-------- Stored rows --------

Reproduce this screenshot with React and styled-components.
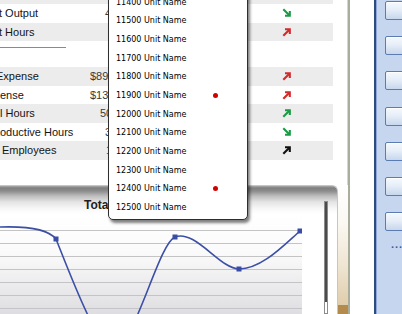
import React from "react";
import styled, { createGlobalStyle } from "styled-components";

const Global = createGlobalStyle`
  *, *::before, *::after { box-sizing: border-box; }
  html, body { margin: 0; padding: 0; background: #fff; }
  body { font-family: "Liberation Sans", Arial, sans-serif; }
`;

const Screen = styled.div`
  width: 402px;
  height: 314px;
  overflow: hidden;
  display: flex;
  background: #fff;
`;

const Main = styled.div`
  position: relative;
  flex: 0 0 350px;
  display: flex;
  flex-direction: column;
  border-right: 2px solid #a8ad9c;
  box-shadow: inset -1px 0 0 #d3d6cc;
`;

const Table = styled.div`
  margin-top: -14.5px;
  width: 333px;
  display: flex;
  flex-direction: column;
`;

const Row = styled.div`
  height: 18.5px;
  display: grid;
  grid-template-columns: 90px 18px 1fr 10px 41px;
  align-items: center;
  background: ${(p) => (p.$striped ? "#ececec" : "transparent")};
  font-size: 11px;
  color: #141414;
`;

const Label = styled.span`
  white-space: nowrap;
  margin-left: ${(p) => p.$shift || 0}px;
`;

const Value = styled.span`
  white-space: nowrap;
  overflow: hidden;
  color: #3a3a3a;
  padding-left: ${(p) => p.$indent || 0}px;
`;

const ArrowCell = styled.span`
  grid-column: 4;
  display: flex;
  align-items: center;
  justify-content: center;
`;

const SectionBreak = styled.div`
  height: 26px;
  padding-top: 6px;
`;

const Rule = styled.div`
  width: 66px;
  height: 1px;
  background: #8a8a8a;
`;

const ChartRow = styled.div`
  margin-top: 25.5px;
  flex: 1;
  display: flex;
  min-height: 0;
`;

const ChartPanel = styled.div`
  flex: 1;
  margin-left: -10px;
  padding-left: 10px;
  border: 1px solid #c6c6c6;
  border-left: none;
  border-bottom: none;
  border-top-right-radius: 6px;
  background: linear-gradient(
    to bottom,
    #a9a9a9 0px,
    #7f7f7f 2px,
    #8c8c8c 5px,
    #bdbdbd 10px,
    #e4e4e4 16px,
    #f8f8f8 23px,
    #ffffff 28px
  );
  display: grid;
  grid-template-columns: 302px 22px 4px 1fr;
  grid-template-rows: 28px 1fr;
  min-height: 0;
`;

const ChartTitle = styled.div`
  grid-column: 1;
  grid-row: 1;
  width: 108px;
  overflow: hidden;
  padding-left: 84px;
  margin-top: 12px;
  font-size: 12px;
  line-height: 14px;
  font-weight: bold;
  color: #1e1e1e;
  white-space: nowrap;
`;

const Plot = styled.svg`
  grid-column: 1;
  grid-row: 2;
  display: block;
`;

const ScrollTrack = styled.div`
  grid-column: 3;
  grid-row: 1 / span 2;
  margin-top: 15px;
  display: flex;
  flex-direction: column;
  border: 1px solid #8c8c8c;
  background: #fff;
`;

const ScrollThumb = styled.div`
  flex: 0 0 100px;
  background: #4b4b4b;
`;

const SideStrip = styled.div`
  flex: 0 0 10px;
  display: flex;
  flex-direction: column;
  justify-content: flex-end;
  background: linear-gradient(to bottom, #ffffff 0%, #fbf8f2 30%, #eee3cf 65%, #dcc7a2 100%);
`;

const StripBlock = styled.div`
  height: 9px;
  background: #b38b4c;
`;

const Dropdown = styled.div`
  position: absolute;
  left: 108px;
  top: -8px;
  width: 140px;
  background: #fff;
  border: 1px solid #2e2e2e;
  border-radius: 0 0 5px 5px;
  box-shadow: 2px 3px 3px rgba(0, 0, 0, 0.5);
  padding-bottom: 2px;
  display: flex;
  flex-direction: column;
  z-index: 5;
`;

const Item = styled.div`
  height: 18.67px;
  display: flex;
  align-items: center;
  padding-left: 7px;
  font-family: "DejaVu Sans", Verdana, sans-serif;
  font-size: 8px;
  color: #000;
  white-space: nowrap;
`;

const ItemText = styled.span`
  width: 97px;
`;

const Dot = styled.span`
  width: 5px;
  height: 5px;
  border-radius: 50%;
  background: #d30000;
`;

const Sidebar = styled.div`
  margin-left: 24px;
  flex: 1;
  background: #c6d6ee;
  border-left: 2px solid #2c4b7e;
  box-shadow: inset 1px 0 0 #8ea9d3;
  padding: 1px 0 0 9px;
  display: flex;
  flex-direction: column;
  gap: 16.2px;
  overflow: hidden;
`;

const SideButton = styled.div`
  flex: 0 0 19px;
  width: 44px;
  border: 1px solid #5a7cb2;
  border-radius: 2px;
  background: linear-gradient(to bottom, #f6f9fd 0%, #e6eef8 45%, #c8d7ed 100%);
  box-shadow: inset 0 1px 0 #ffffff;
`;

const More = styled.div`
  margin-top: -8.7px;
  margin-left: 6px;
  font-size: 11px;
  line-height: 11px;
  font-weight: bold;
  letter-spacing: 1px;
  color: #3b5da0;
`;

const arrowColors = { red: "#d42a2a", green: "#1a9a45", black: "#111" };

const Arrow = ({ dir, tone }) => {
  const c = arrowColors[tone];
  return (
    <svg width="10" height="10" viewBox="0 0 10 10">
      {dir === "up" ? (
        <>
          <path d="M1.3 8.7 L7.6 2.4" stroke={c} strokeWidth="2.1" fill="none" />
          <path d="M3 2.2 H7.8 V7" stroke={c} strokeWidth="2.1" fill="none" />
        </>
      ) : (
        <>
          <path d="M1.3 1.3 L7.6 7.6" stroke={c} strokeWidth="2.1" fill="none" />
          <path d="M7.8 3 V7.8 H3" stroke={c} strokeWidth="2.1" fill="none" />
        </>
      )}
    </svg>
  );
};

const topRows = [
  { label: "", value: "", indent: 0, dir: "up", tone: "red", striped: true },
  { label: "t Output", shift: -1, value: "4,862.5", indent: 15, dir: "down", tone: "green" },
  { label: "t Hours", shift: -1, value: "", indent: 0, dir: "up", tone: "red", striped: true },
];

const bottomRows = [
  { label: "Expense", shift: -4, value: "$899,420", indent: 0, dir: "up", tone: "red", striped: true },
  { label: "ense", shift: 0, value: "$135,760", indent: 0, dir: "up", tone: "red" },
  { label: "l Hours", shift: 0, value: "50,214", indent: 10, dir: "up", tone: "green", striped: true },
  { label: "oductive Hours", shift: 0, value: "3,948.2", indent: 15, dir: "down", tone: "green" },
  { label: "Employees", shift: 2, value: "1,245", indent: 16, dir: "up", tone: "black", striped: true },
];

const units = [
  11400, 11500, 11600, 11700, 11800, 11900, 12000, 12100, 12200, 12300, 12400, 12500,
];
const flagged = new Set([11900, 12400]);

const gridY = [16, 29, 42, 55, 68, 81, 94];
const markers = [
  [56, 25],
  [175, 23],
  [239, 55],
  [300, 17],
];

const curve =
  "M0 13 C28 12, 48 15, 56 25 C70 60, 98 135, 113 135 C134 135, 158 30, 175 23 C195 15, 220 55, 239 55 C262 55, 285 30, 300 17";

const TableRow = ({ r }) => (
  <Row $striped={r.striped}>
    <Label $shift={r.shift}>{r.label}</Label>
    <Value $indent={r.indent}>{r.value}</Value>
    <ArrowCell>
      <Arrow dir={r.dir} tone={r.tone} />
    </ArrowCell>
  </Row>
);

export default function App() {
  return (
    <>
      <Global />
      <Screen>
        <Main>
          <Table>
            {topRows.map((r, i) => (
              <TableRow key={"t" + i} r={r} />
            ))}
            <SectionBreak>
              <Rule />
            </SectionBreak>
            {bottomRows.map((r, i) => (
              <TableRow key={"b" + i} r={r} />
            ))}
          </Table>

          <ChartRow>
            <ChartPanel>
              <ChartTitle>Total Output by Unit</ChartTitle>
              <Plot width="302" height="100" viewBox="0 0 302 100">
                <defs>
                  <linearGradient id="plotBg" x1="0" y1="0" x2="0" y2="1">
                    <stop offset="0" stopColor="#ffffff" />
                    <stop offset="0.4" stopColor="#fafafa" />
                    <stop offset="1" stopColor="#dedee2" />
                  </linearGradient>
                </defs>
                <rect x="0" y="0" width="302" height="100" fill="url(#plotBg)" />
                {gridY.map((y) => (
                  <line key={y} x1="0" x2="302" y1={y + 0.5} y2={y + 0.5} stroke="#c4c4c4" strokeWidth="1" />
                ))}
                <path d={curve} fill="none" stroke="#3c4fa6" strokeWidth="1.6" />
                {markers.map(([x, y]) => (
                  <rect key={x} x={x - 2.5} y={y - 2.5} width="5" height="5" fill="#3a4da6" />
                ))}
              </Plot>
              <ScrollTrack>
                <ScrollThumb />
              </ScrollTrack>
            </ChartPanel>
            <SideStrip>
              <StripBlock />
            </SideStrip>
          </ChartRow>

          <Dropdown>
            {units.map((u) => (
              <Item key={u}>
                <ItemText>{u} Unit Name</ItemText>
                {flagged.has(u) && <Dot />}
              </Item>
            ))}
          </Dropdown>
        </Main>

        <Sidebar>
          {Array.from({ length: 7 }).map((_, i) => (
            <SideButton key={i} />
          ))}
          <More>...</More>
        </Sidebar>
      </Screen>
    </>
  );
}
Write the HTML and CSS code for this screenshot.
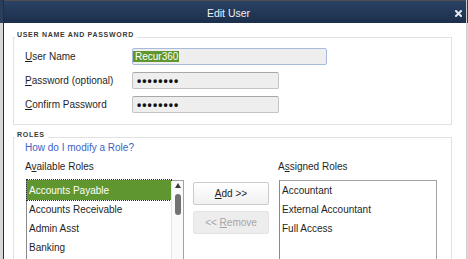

--------

_Exercise aim_
Your answer should be only a number: how many lines of the data above contain the string "React"?

_Exercise answer_
2